Martina Panzavolta
L’estate che imparammo a sparare, pubblicato nel novembre 2018, è l’ultimo lavoro di Giuseppe Filippetta, già direttore della biblioteca del Senato e ora studioso dell’Istituto piemontese per la storia della Resistenza. Il libro è stato presentato mercoledì 4 dicembre, all’auditorium di S.Umiltà, di fronte a una platea di studenti del liceo Torricelli-Ballardini.

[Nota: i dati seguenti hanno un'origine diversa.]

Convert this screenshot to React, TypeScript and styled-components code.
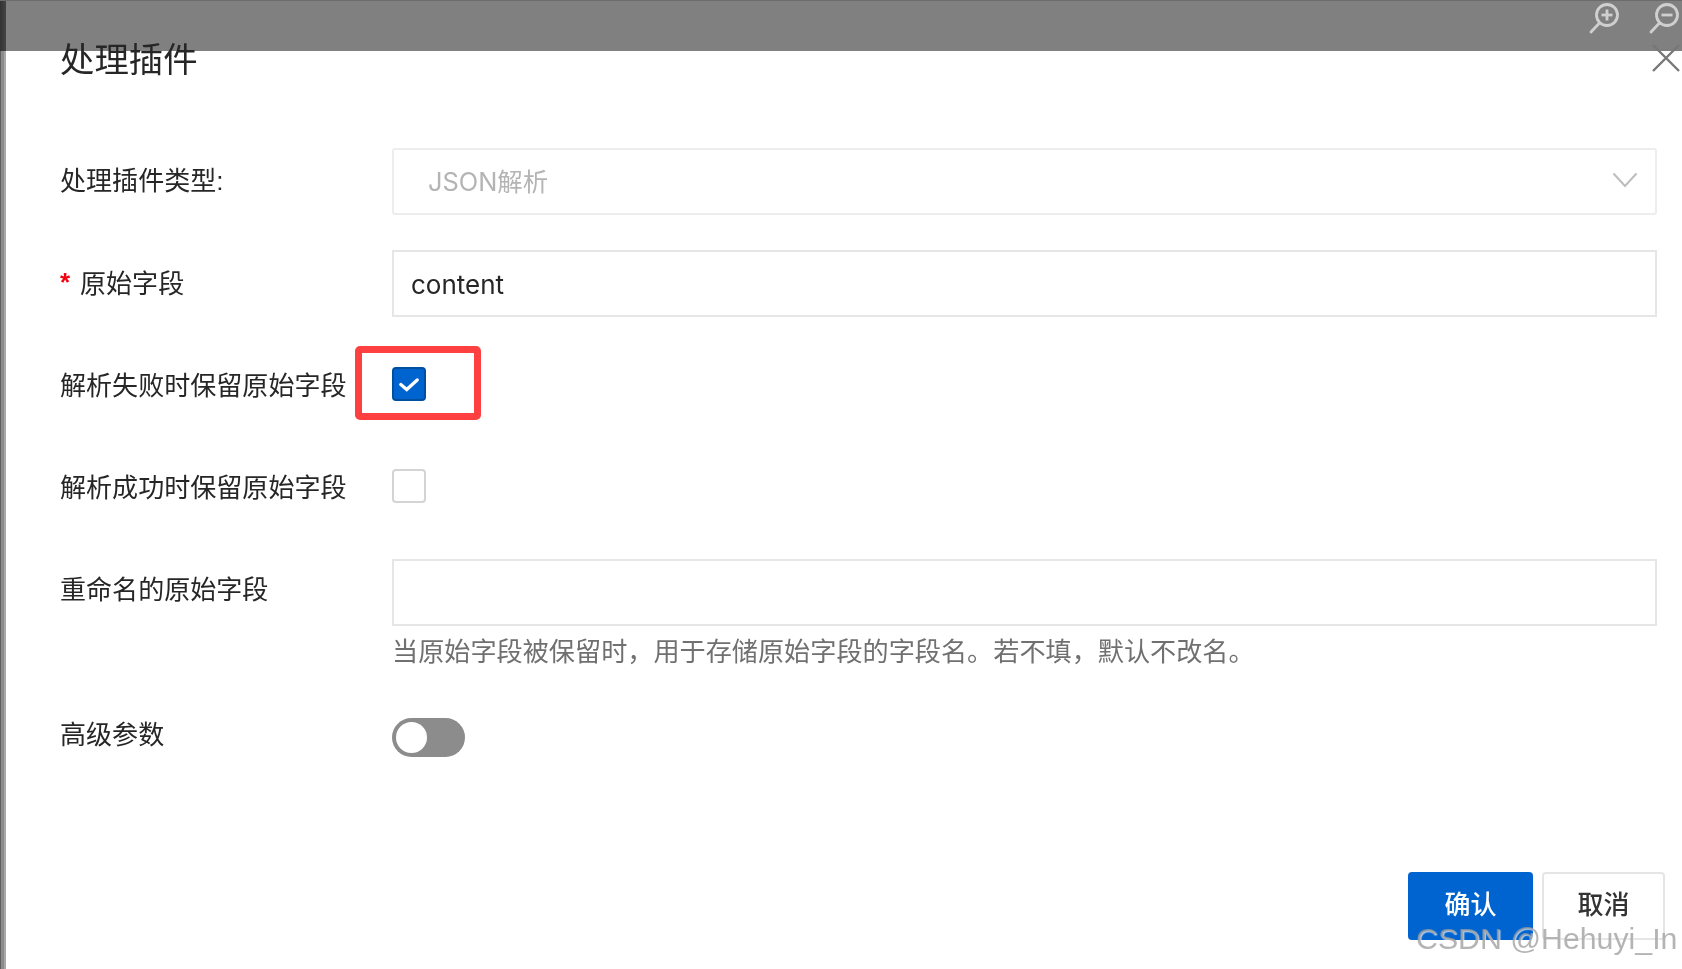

Alla base della formazione dell’autore il diritto e la storia. Il libro -sottotitolato «Storia partigiana della Costituzione» - si può definire una perfetta sintesi delle due discipline, pur non mancando di tratti poetici. Canzoni, lettere ai famigliari e metafore, sono tante le voci che creano una Resistenza prospettica, in grado di rappresentare tutti coloro che quella guerra l’hanno combattuta. Infatti, rispetto alla più comune visione di un romanzo, che racconti la vicenda di un singolo dal suo punto di vista specifico, questo libro rivela una molteplicità di storie ed esempi. Durante la narrazione sono presentate innumerevoli fonti che ripercorrono la storia di tutta un’Italia: «Il mio obiettivo - spiega l’autore - era mantenere un criterio polifonico, per sottolineare l’importanza dell’azione del singolo e trovare una concatenazione comune, una visione diversa da quella che la storiografia ci ha sempre lasciato».
Il libro di Giuseppe Filippetta prende l’avvio dallo sgretolarsi dello Stato fascista fino ad arrivare alla ricerca di una nuova sovranità, costruita nel dopoguerra, sulla base di una Costituzione che ha messo le radici nella Resistenza. In questa fase i singoli cittadini hanno operato una scelta consapevole e partecipata, prendendo così le distanze da ciò che è stata l’Italia prima dell’8 Settembre ʼ43. L’autore paragona il regime fascista al Leviatano di Hobbes: in testa la corona, nella mano destra la spada, in quella sinistra il pastorale, il corpo composto da innumerevoli uomini minuscoli, che danno vita al grande sovrano, il quale decide la religione, la vita e le lotte che impone al suo popolo. All’alba dell’8 settembre il grande Leviatano non c’è più, «si frantuma, si sbriciola». A quel punto, ognuno deve cominciare una nuova vita: «È partigiano colui che, imbracciando il proprio fucile come una promessa, prende su di sé la paura della morte per toglierla dalle strade degli italiani». Il ricorso alla violenza è vissuto dal partigiano come una necessità, una costrizione morale. Non c’è amore per la violenza e per l’arma, ognuno impara a sparare perché nella sua coscienza lo riconosce come unico mezzo di riscatto. E, in effetti, il pretesto per combattere è fare resistenza verso qualcosa di intollerabile, il fascismo. Ogni partigiano non era solo socialista, solo comunista o solo democristiano, la maggior parte poi non aveva appartenenza partitica. Ogni partigiano era prima di tutto antifascista. Pertanto, secondo Filippetta, ciò che unisce gli italiani, nella loro differenza, è il coraggio di dar voce a quei principi e a quei valori che sono l’essenza del nostro vivere comune. «La nostra Costituzione -spiega l’autore- è il frutto della nostra sovranità, e ci assegna un compito: adempire a quei doveri che essa ci assegna».
L’Estate che imparammo a sparare dimostra che un popolo «marionetta» ha potuto trovare autonomia di movimento. Attraverso le armi, gli uomini hanno costruito prima le bande, poi una «Costituzione dei fucili» e infine la Costituzione repubblicana, che continua a riportare la Resistenza dentro alla Costituzione. È questo l’obiettivo di Giuseppe Filippetta: trasmettere la necessità di farsi interpreti del diritto, proprio perché ci appartiene e ci rende ciò che siamo.
In una lettera a sua madre, il giovane partigiano Rurik, uno di quelli che ha ispirato la stesura del libro, scriveva: «Su compagni, resistere e aspettare / far d’ogni pena una potenza nuova / e dove non giunge la materia / alzare l’anima in sogni. / E quel che pertinacemente aneli, / in terra e in mare, domandare ai cieli».